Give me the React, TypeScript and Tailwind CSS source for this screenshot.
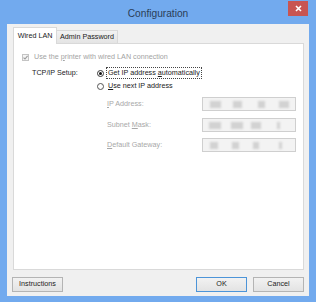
import React from "react";

const font = "font-['Liberation_Sans',Arial,sans-serif]";

// blurred address placeholder blocks (the reference hides the numbers)
function AddressBox({ blocks }: { blocks: number[][] }) {
  return (
    <div className="w-[94px] h-[14px] border border-[#cfcfcf] bg-[#f3f3f3] flex items-center px-[5px]">
      {blocks.map(([gap, w], i) => (
        <div
          key={i}
          style={{ marginLeft: gap, width: w }}
          className="h-[7px] bg-[#d2d2d2] blur-[1px]"
        />
      ))}
    </div>
  );
}

function Btn({ label, primary }: { label: string; primary?: boolean }) {
  return (
    <div
      className={`h-[15px] w-[51px] flex items-center justify-center border bg-gradient-to-b from-[#f2f2f2] to-[#e3e3e3] text-[7.2px] text-[#222] ${
        primary ? "border-[#4c94d8]" : "border-[#b4b4b4]"
      }`}
    >
      {label}
    </div>
  );
}

export default function App() {
  return (
    <div className={`w-[316px] h-[302px] bg-[#72aaee] flex flex-col ${font}`}>
      {/* Title bar */}
      <div className="h-[24px] flex items-start relative">
        <div className="flex-1 text-center text-[10.2px] text-[#2a3d58] pt-[6px]">
          Configuration
        </div>
        <div className="absolute right-[8px] top-[1px] w-[20px] h-[15px] bg-[#c85552] flex items-center justify-center">
          <svg width="7" height="7" viewBox="0 0 7 7">
            <path d="M1 1L6 6M6 1L1 6" stroke="white" strokeWidth="1.6" />
          </svg>
        </div>
      </div>

      {/* Client area */}
      <div className="flex-1 mx-[7px] mb-[6px] bg-[#f0f0f0] flex flex-col">
        {/* Tabs */}
        <div className="flex items-end pl-[6px] pr-[5px] pt-[3px] text-[7.2px] text-[#1a1a1a]">
          <div className="relative z-10 h-[17px] w-[44px] -mb-[1px] bg-white border border-b-0 border-[#d9d9d9] flex items-center justify-center">
            Wired LAN
          </div>
          <div className="h-[13px] w-[61px] bg-gradient-to-b from-[#f2f2f2] to-[#e4e4e4] border border-l-0 border-b-0 border-[#d9d9d9] flex items-center justify-center">
            Admin Password
          </div>
        </div>

        {/* Panel */}
        <div className="mx-[5px] ml-[6px] h-[227px] bg-white border border-[#d9d9d9] pl-[8px] pt-[7px] text-[7.2px]">
          <div className="h-[12px] flex items-center text-[#a3a3a3]">
            <div className="w-[7px] h-[7px] border border-[#c4c4c4] bg-[#f4f4f4] flex items-center justify-center">
              <svg width="5" height="5" viewBox="0 0 5 5">
                <path d="M0.5 2.6L2 4L4.6 0.8" stroke="#9a9a9a" strokeWidth="1.1" fill="none" />
              </svg>
            </div>
            <span className="ml-[5px]">
              Use the <u>p</u>rinter with wired LAN connection
            </span>
          </div>

          <div className="h-[12px] mt-[4px] flex items-center text-[#1a1a1a]">
            <div className="ml-[10px] w-[65px]">TCP/IP Setup:</div>
            <div className="w-[7px] h-[7px] rounded-full border border-[#333] flex items-center justify-center">
              <div className="w-[3px] h-[3px] rounded-full bg-[#111]" />
            </div>
            <span className="ml-[2px] border border-dotted border-[#444] px-[1px] leading-[10px]">
              Get IP address <u>a</u>utomatically
            </span>
          </div>

          <div className="h-[12px] mt-[1px] flex items-center text-[#1a1a1a]">
            <div className="ml-[10px] w-[65px]" />
            <div className="w-[7px] h-[7px] rounded-full border border-[#555]" />
            <span className="ml-[4px]">
              <u>U</u>se next IP address
            </span>
          </div>

          <div className="h-[14px] mt-[5px] flex items-center text-[#a8a8a8]">
            <div className="ml-[85px] w-[95px]">
              <u>I</u>P Address:
            </div>
            <AddressBox blocks={[[2, 11], [12, 9], [16, 7], [14, 10]]} />
          </div>
          <div className="h-[14px] mt-[7px] flex items-center text-[#a8a8a8]">
            <div className="ml-[85px] w-[95px]">
              Subnet <u>M</u>ask:
            </div>
            <AddressBox blocks={[[1, 12], [10, 12], [8, 10], [16, 3]]} />
          </div>
          <div className="h-[14px] mt-[6px] flex items-center text-[#a8a8a8]">
            <div className="ml-[85px] w-[95px]">
              <u>D</u>efault Gateway:
            </div>
            <AddressBox blocks={[[2, 8], [14, 7], [14, 6], [20, 3]]} />
          </div>
        </div>

        {/* Buttons */}
        <div className="flex items-center mt-[7px] pl-[5px] pr-[5px]">
          <Btn label="Instructions" />
          <div className="flex-1" />
          <Btn label="OK" primary />
          <div className="w-[6px]" />
          <Btn label="Cancel" />
        </div>
      </div>
    </div>
  );
}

★ ★ ★

--- What is asked ---
Reproduce each line word for word and drop the pictures.

--- Expected output ---
Give me the React, TypeScript and Tailwind CSS source for this screenshot.
import React from "react";

const font = "font-['Liberation_Sans',Arial,sans-serif]";

// blurred address placeholder blocks (the reference hides the numbers)
function AddressBox({ blocks }: { blocks: number[][] }) {
  return (
    <div className="w-[94px] h-[14px] border border-[#cfcfcf] bg-[#f3f3f3] flex items-center px-[5px]">
      {blocks.map(([gap, w], i) => (
        <div
          key={i}
          style={{ marginLeft: gap, width: w }}
          className="h-[7px] bg-[#d2d2d2] blur-[1px]"
        />
      ))}
    </div>
  );
}

function Btn({ label, primary }: { label: string; primary?: boolean }) {
  return (
    <div
      className={`h-[15px] w-[51px] flex items-center justify-center border bg-gradient-to-b from-[#f2f2f2] to-[#e3e3e3] text-[7.2px] text-[#222] ${
        primary ? "border-[#4c94d8]" : "border-[#b4b4b4]"
      }`}
    >
      {label}
    </div>
  );
}

export default function App() {
  return (
    <div className={`w-[316px] h-[302px] bg-[#72aaee] flex flex-col ${font}`}>
      {/* Title bar */}
      <div className="h-[24px] flex items-start relative">
        <div className="flex-1 text-center text-[10.2px] text-[#2a3d58] pt-[6px]">
          Configuration
        </div>
        <div className="absolute right-[8px] top-[1px] w-[20px] h-[15px] bg-[#c85552] flex items-center justify-center">
          <svg width="7" height="7" viewBox="0 0 7 7">
            <path d="M1 1L6 6M6 1L1 6" stroke="white" strokeWidth="1.6" />
          </svg>
        </div>
      </div>

      {/* Client area */}
      <div className="flex-1 mx-[7px] mb-[6px] bg-[#f0f0f0] flex flex-col">
        {/* Tabs */}
        <div className="flex items-end pl-[6px] pr-[5px] pt-[3px] text-[7.2px] text-[#1a1a1a]">
          <div className="relative z-10 h-[17px] w-[44px] -mb-[1px] bg-white border border-b-0 border-[#d9d9d9] flex items-center justify-center">
            Wired LAN
          </div>
          <div className="h-[13px] w-[61px] bg-gradient-to-b from-[#f2f2f2] to-[#e4e4e4] border border-l-0 border-b-0 border-[#d9d9d9] flex items-center justify-center">
            Admin Password
          </div>
        </div>

        {/* Panel */}
        <div className="mx-[5px] ml-[6px] h-[227px] bg-white border border-[#d9d9d9] pl-[8px] pt-[7px] text-[7.2px]">
          <div className="h-[12px] flex items-center text-[#a3a3a3]">
            <div className="w-[7px] h-[7px] border border-[#c4c4c4] bg-[#f4f4f4] flex items-center justify-center">
              <svg width="5" height="5" viewBox="0 0 5 5">
                <path d="M0.5 2.6L2 4L4.6 0.8" stroke="#9a9a9a" strokeWidth="1.1" fill="none" />
              </svg>
            </div>
            <span className="ml-[5px]">
              Use the <u>p</u>rinter with wired LAN connection
            </span>
          </div>

          <div className="h-[12px] mt-[4px] flex items-center text-[#1a1a1a]">
            <div className="ml-[10px] w-[65px]">TCP/IP Setup:</div>
            <div className="w-[7px] h-[7px] rounded-full border border-[#333] flex items-center justify-center">
              <div className="w-[3px] h-[3px] rounded-full bg-[#111]" />
            </div>
            <span className="ml-[2px] border border-dotted border-[#444] px-[1px] leading-[10px]">
              Get IP address <u>a</u>utomatically
            </span>
          </div>

          <div className="h-[12px] mt-[1px] flex items-center text-[#1a1a1a]">
            <div className="ml-[10px] w-[65px]" />
            <div className="w-[7px] h-[7px] rounded-full border border-[#555]" />
            <span className="ml-[4px]">
              <u>U</u>se next IP address
            </span>
          </div>

          <div className="h-[14px] mt-[5px] flex items-center text-[#a8a8a8]">
            <div className="ml-[85px] w-[95px]">
              <u>I</u>P Address:
            </div>
            <AddressBox blocks={[[2, 11], [12, 9], [16, 7], [14, 10]]} />
          </div>
          <div className="h-[14px] mt-[7px] flex items-center text-[#a8a8a8]">
            <div className="ml-[85px] w-[95px]">
              Subnet <u>M</u>ask:
            </div>
            <AddressBox blocks={[[1, 12], [10, 12], [8, 10], [16, 3]]} />
          </div>
          <div className="h-[14px] mt-[6px] flex items-center text-[#a8a8a8]">
            <div className="ml-[85px] w-[95px]">
              <u>D</u>efault Gateway:
            </div>
            <AddressBox blocks={[[2, 8], [14, 7], [14, 6], [20, 3]]} />
          </div>
        </div>

        {/* Buttons */}
        <div className="flex items-center mt-[7px] pl-[5px] pr-[5px]">
          <Btn label="Instructions" />
          <div className="flex-1" />
          <Btn label="OK" primary />
          <div className="w-[6px]" />
          <Btn label="Cancel" />
        </div>
      </div>
    </div>
  );
}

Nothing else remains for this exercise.